Nationwide, there are only 28 adequate and affordable housing units for every 100 renter households with incomes at or below 30% of the area median income (AMI), according to new research from the Urban Institute.
Not a single county has enough affordable housing to meet the needs of its extremely low-income (ELI) renters.
The Housing Affordability Gap for Extremely Low-Income Renters in 2013 is the first publication on housing affordability to combine detailed county-level data on ELI renters and the impact on Department of Housing and Urban Development (HUD) rental assistance, according to the researchers.
As part of the report, the Urban Institute looks at the affordable housing gap in the nation's largest counties. The five counties with the biggest gap for ELI renters are:
- Denton County, Texas—Part of the Dallas-Fort Worth metro area, Denton has the largest housing gap, with just eight adequate, affordable, and available units per 100 ELI renters;
- Gwinnett County, Ga.—Gwinnett County has just nine units per 100 ELI renters;
- Cobb County, Ga.—Cobb County also has just nine units per 100 ELI renters;
- Orange County, Fla.—Orange County has 10 units per 100 ELI renters; and
- Clark County, Nev.—Clark County has 12 units per 100 ELI renters.
On the other end, four of the five counties that have the smallest affordable housing gap are found in Massachusetts:
- Suffolk County, Mass.—Among the 100 largest U.S. counties, Suffolk County, which includes Boston, comes closest to meeting the area's need, with 51 adequate, affordable, and available units per 100 ELI renter households;
- Norfolk County, Mass.—Norfolk County has 44 units per 100 ELI renter households;
- Essex County, Mass.—Essex County also has 44 units per 100 ELI renter households;
- District of Columbia—D.C. has 42 units per 100 ELI renter households; and
- Worcester County, Mass.—Worcester County also has 42 units per 100 ELI renter households.
To see the affordable housing gap in your county, check out the Urban Institute’s interactive map.
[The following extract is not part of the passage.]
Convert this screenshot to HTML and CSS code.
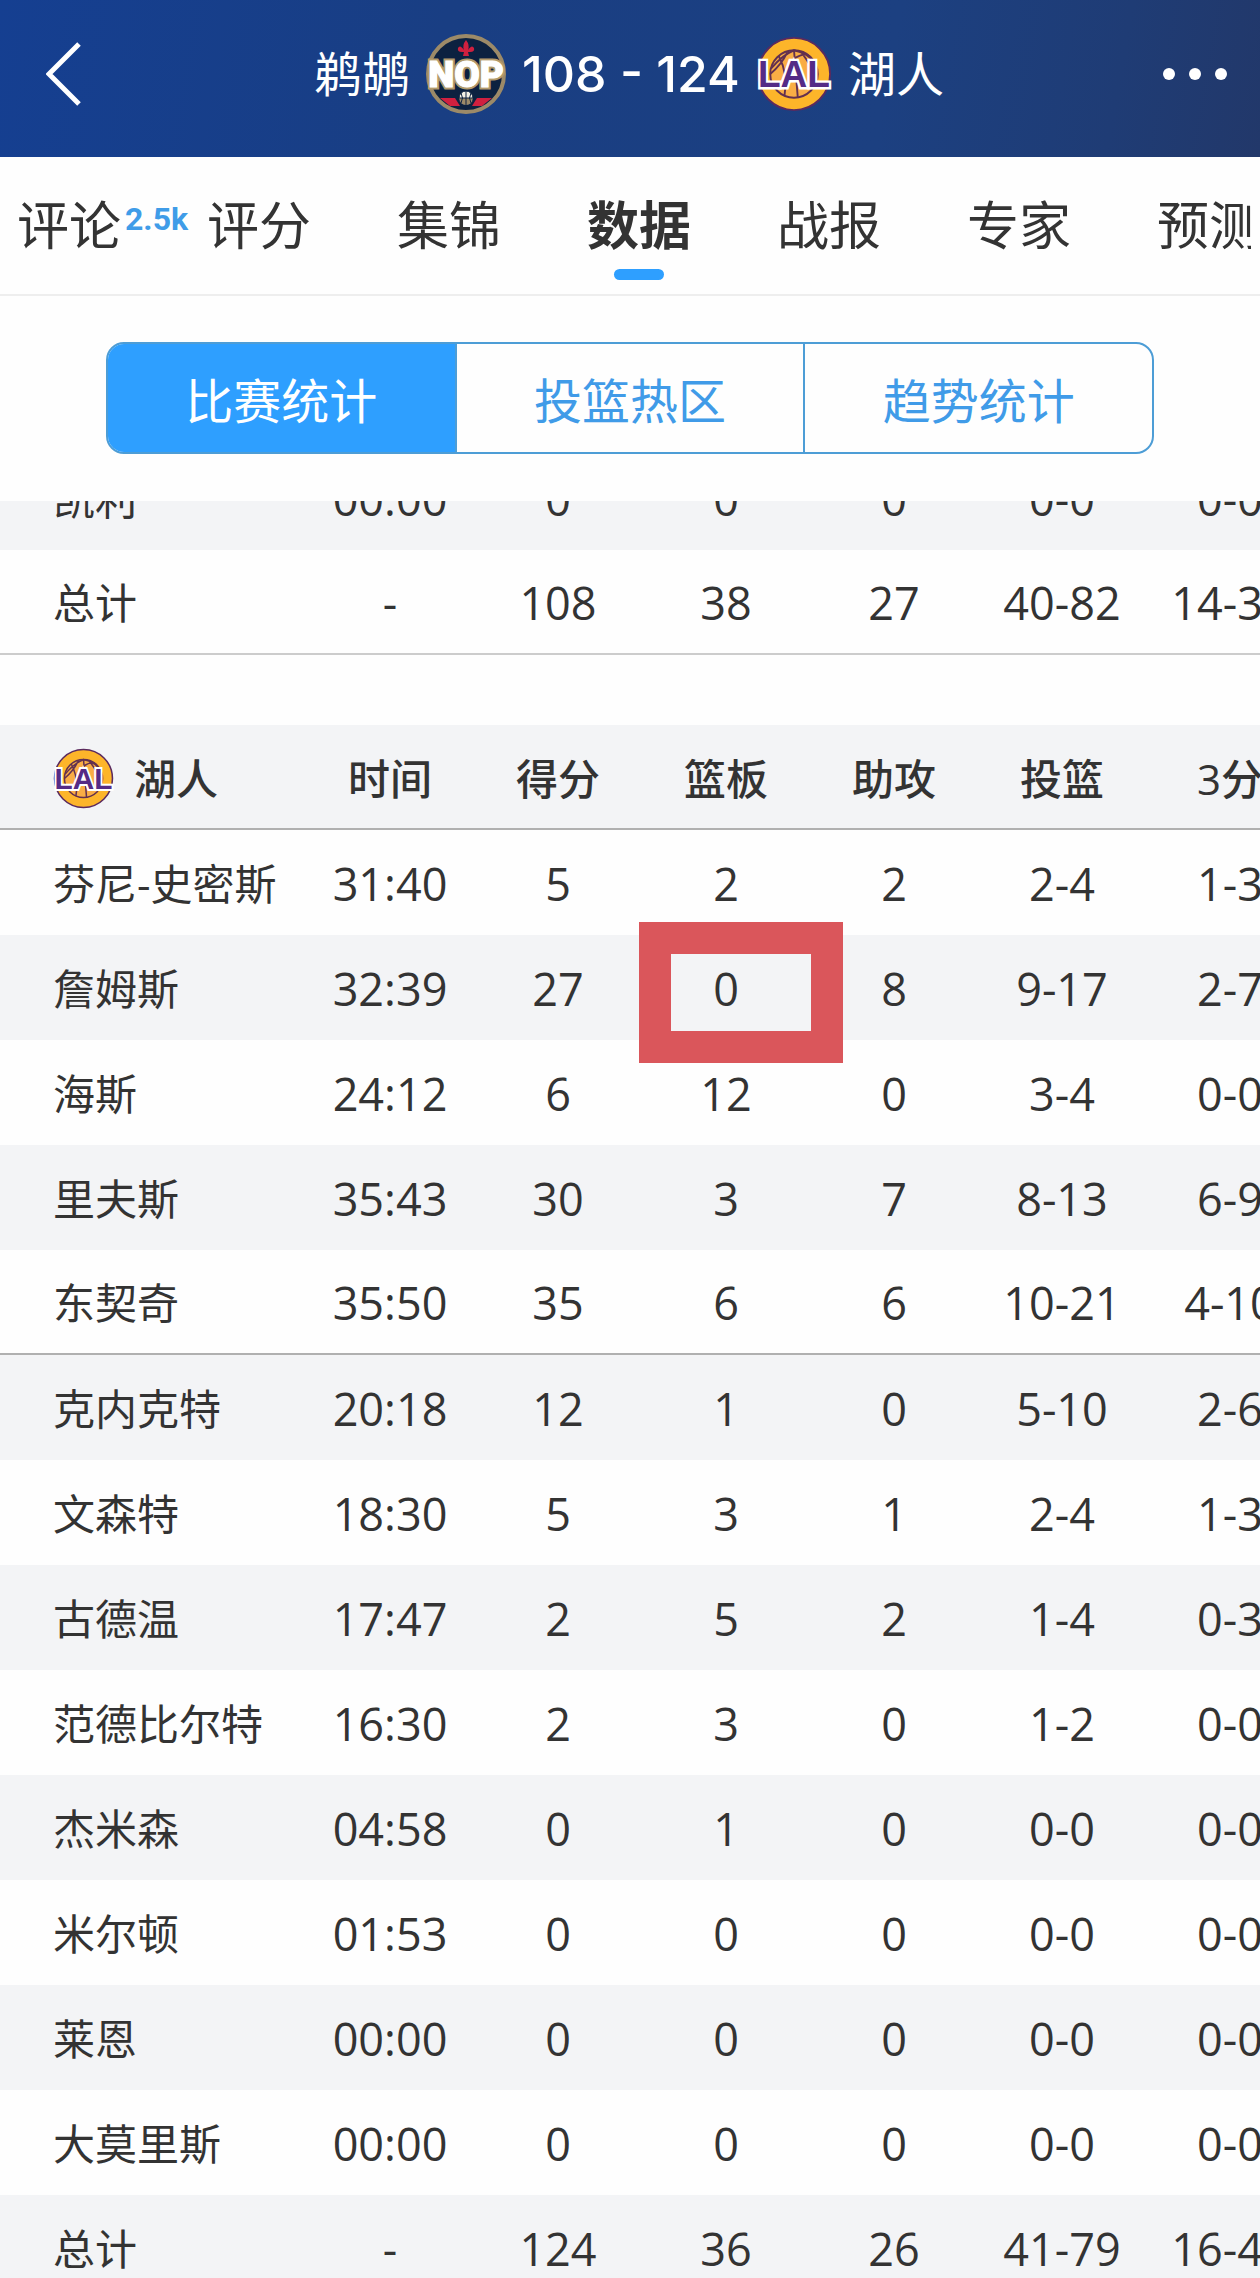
FILE: index.html
```html
<!DOCTYPE html>
<html lang="zh-CN">
<head>
  <meta charset="UTF-8">
  <meta name="viewport" content="width=device-width, initial-scale=1">
  <title>鹈鹕 108 - 124 湖人</title>
  <link rel="stylesheet" href="styles.css">
</head>
<body>
  <!-- Lakers logo, used in the header and in the table -->
  <svg class="defs" aria-hidden="true">
    <symbol id="logo-lal" viewBox="0 0 80 80">
      <circle cx="40" cy="40" r="38" fill="#fdb52a" stroke="#5b2a5e" stroke-width="2"/>
      <circle cx="40" cy="40" r="25" fill="#f9ad45" stroke="#63304f" stroke-width="2"/>
      <path d="M40 15 L44 65 M16 34 Q28 20 40 15 Q54 18 62 28 M24 21 Q34 40 30 63 M33 17 Q27 30 15 40 M47 16 Q60 34 64 44 M40 24 Q52 16 57 22" fill="none" stroke="#63304f" stroke-width="2"/>
      <text x="40" y="54" text-anchor="middle" class="logo-text lal-text">LAL</text>
    </symbol>
  </svg>

  <header class="header">
    <button class="back-button" aria-label="返回">
      <svg width="36" height="64" viewBox="0 0 36 64">
        <path d="M33 2 L3 32 L33 62" fill="none" stroke="#fff" stroke-width="5"/>
      </svg>
    </button>
    <h1 class="score">
      <span class="team">鹈鹕</span>
      <svg class="logo-nop" viewBox="0 0 80 80" aria-hidden="true">
        <circle cx="40" cy="40" r="38" fill="#0c2140" stroke="#9c8a68" stroke-width="4"/>
        <path d="M40 6 Q44 11 42 16 Q46 10 48 14 Q49 18 44 18 L42 18 L43 22 L37 22 L38 18 L36 18 Q31 18 32 14 Q34 10 38 16 Q36 11 40 6 Z" fill="#d0203f"/>
        <path d="M14 64 L29 64 L34 72 L24 72 Z M66 64 L51 64 L46 72 L56 72 Z" fill="#d0203f"/>
        <circle cx="40" cy="64" r="7" fill="#f4f0e6" stroke="#0c2140"/>
        <path d="M33 64 H47 L45 69 Q40 73 35 69 Z" fill="#9c8a68"/>
        <path d="M40 57 V71 M33 64 H47 M35 59 Q38 64 35 69 M45 59 Q42 64 45 69" fill="none" stroke="#0c2140" stroke-width="1"/>
        <text x="40" y="53" text-anchor="middle" class="logo-text nop-shadow">NOP</text>
        <text x="40" y="53" text-anchor="middle" class="logo-text nop-text" aria-hidden="true">NOP</text>
      </svg>
      <span class="points">108 - 124</span>
      <svg class="logo-lal" aria-hidden="true"><use href="#logo-lal"/></svg>
      <span class="team">湖人</span>
    </h1>
    <button class="more-button" aria-label="更多">
      <svg width="66" height="14" viewBox="0 0 66 14" fill="#fff">
        <circle cx="7" cy="7" r="6"/>
        <circle cx="33" cy="7" r="6"/>
        <circle cx="59" cy="7" r="6"/>
      </svg>
    </button>
  </header>

  <nav class="tabs">
    <div class="tab-strip">
      <a href="#" class="tab">评论<span class="badge">2.5k</span></a>
      <a href="#" class="tab">评分</a>
      <a href="#" class="tab">集锦</a>
      <a href="#" class="tab active">数据</a>
      <a href="#" class="tab">战报</a>
      <a href="#" class="tab">专家</a>
      <a href="#" class="tab">预测</a>
    </div>
  </nav>

  <div class="segments">
    <button class="segment active">比赛统计</button>
    <button class="segment">投篮热区</button>
    <button class="segment">趋势统计</button>
  </div>

  <main class="stats">
    <table class="stats-table away">
      <colgroup><col class="name-col"><col span="6"></colgroup>
      <tbody>
        <tr><th scope="row">凯利</th><td>00:00</td><td>0</td><td>0</td><td>0</td><td>0-0</td><td>0-0</td></tr>
        <tr class="line light"><th scope="row">总计</th><td>-</td><td>108</td><td>38</td><td>27</td><td>40-82</td><td>14-36</td></tr>
      </tbody>
    </table>

    <table class="stats-table home">
      <colgroup><col class="name-col"><col span="6"></colgroup>
      <thead>
        <tr class="line">
          <th scope="col"><div class="team-name"><svg class="logo-small" aria-hidden="true"><use href="#logo-lal"/></svg>湖人</div></th>
          <th scope="col">时间</th>
          <th scope="col">得分</th>
          <th scope="col">篮板</th>
          <th scope="col">助攻</th>
          <th scope="col">投篮</th>
          <th scope="col">3分</th>
        </tr>
      </thead>
      <tbody>
        <tr><th scope="row">芬尼-史密斯</th><td>31:40</td><td>5</td><td>2</td><td>2</td><td>2-4</td><td>1-3</td></tr>
        <tr><th scope="row">詹姆斯</th><td>32:39</td><td>27</td><td class="marked">0</td><td>8</td><td>9-17</td><td>2-7</td></tr>
        <tr><th scope="row">海斯</th><td>24:12</td><td>6</td><td>12</td><td>0</td><td>3-4</td><td>0-0</td></tr>
        <tr><th scope="row">里夫斯</th><td>35:43</td><td>30</td><td>3</td><td>7</td><td>8-13</td><td>6-9</td></tr>
        <tr class="line"><th scope="row">东契奇</th><td>35:50</td><td>35</td><td>6</td><td>6</td><td>10-21</td><td>4-10</td></tr>
        <tr><th scope="row">克内克特</th><td>20:18</td><td>12</td><td>1</td><td>0</td><td>5-10</td><td>2-6</td></tr>
        <tr><th scope="row">文森特</th><td>18:30</td><td>5</td><td>3</td><td>1</td><td>2-4</td><td>1-3</td></tr>
        <tr><th scope="row">古德温</th><td>17:47</td><td>2</td><td>5</td><td>2</td><td>1-4</td><td>0-3</td></tr>
        <tr><th scope="row">范德比尔特</th><td>16:30</td><td>2</td><td>3</td><td>0</td><td>1-2</td><td>0-0</td></tr>
        <tr><th scope="row">杰米森</th><td>04:58</td><td>0</td><td>1</td><td>0</td><td>0-0</td><td>0-0</td></tr>
        <tr><th scope="row">米尔顿</th><td>01:53</td><td>0</td><td>0</td><td>0</td><td>0-0</td><td>0-0</td></tr>
        <tr><th scope="row">莱恩</th><td>00:00</td><td>0</td><td>0</td><td>0</td><td>0-0</td><td>0-0</td></tr>
        <tr><th scope="row">大莫里斯</th><td>00:00</td><td>0</td><td>0</td><td>0</td><td>0-0</td><td>0-0</td></tr>
        <tr><th scope="row">总计</th><td>-</td><td>124</td><td>36</td><td>26</td><td>41-79</td><td>16-41</td></tr>
      </tbody>
    </table>
  </main>
</body>
</html>
```
FILE: styles.css
```css
html, body {
  height: 100%;
  margin: 0;
  padding: 0;
}

body {
  display: flex;
  flex-direction: column;
  overflow: hidden;
  background-color: #fefefe;
  color: #333;
  font-family: "Open Sans", "Noto Sans CJK SC", sans-serif;
}

button {
  padding: 0;
  border: none;
  background: none;
  font-family: inherit;
  cursor: pointer;
}

svg {
  display: block;
}

.defs {
  position: absolute;
  width: 0;
  height: 0;
}

.header {
  flex: none;
  display: flex;
  align-items: center;
  justify-content: space-between;
  box-sizing: border-box;
  height: 157px;
  padding: 0 32px 10px 46px;
  background: linear-gradient(100deg, #153f91 0%, #193e83 35%, #1c4081 70%, #1f3c75 88%, #22386a 100%);
  color: #fff;
}

.back-button {
  flex: 0 0 50px;
}

.more-button {
  flex: 0 0 66px;
}

.score {
  display: flex;
  align-items: center;
  gap: 16px;
  margin: 0;
  font-size: 48px;
  font-weight: 400;
  line-height: 72px;
}

.points {
  font-family: Inter, sans-serif;
  font-size: 50px;
  font-weight: 500;
}

.logo-nop {
  width: 80px;
  height: 80px;
}

.header .logo-lal {
  width: 76px;
  height: 76px;
}

.logo-text {
  font-family: "Liberation Sans", sans-serif;
  font-weight: 700;
  paint-order: stroke;
}

.lal-text {
  font-size: 39px;
  fill: #542b86;
  stroke: #fff;
  stroke-width: 5px;
}

.nop-text,
.nop-shadow {
  font-family: Roboto, sans-serif;
  font-weight: 900;
  font-size: 37px;
  fill: #fff;
  stroke: #fff;
  stroke-width: 1px;
}

.nop-shadow {
  stroke: #b39b6c;
  stroke-width: 5px;
}

.tabs {
  flex: none;
  border-bottom: 2px solid #eee;
}

.tab-strip {
  display: flex;
  gap: 86px;
  height: 137px;
  margin-right: 9px;
  padding-left: 17px;
  overflow: hidden;
}

.tab {
  flex: none;
  position: relative;
  color: #333;
  font-size: 52px;
  line-height: 136px;
  text-decoration: none;
}

.tab.active {
  font-weight: 700;
}

.tab.active::after {
  content: "";
  position: absolute;
  left: 50%;
  bottom: 14px;
  width: 50px;
  height: 11px;
  margin-left: -25px;
  border-radius: 6px;
  background-color: #2e9fff;
}

.badge {
  position: absolute;
  left: 108px;
  top: 42px;
  color: #3f9ce8;
  font-family: Roboto, sans-serif;
  font-size: 32px;
  font-weight: 700;
  line-height: 40px;
}

.segments {
  flex: none;
  display: flex;
  box-sizing: border-box;
  height: 112px;
  margin: 46px 106px 47px;
  border: 2px solid #4d9dd6;
  border-radius: 18px;
  overflow: hidden;
}

.segment {
  flex: 1;
  color: #409be8;
  font-size: 48px;
}

.segment + .segment {
  border-left: 2px solid #4d9dd6;
}

.segment.active {
  background-color: #2e9fff;
  color: #fff;
}

.stats {
  flex: 1;
  min-height: 0;
  overflow: hidden;
}

.stats-table {
  width: 1314px;
  table-layout: fixed;
  border-collapse: separate;
  border-spacing: 0;
}

.name-col {
  width: 306px;
}

/* the list is scrolled, the first row is half hidden */
.away {
  margin-top: -56px;
}

.home {
  margin-top: 70px;
}

.stats-table th,
.stats-table td {
  box-sizing: border-box;
  height: 105px;
  padding: 3px 0 0;
  font-size: 45px;
  font-weight: 400;
  line-height: 60px;
  text-align: center;
  white-space: nowrap;
}

.stats-table th {
  font-size: 42px;
}

.stats-table th:first-child {
  padding-left: 53px;
  text-align: left;
}

.stats-table thead th {
  padding-top: 4px;
  font-weight: 500;
}

.away tr:nth-child(odd),
.home thead tr,
.home tbody tr:nth-child(even) {
  background-color: #f3f4f6;
}

.line th,
.line td {
  border-bottom: 2px solid #b0b0b0;
}

.light th,
.light td {
  border-bottom-color: #ccc;
}

.team-name {
  display: flex;
  align-items: center;
  gap: 20px;
}

.logo-small {
  width: 61px;
  height: 61px;
}

.marked {
  position: relative;
}

/* red frame round the rebounds cell */
.marked::after {
  content: "";
  position: absolute;
  left: -3px;
  top: -13px;
  box-sizing: border-box;
  width: 204px;
  height: 141px;
  border: 32px solid #da565b;
}
```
To get an even better picture of the nation's affordable housing crunch, here are a few key findings from the Urban Institute report:
· Supply is not keeping up with demand—Between 2000 and 2013, the number of ELI renter households increased 38%, from 8.2 million to 11.3 million. At the same time, the supply of adequate, affordable, and available rental homes for these households increased just 7%, from 3 million to 3.2 million;
· The gap between ELI renter households and suitable units is widening—From 2000 to 2013, the number of adequate, affordable, and available rental units for every 100 ELI renter households nationwide declined from 37 to 28; and
Extremely low-income renters increasingly depend
on HUD programs—More than 80% of adequate, affordable, and available homes for
ELI renter households are HUD-assisted, up from 57% in 2000.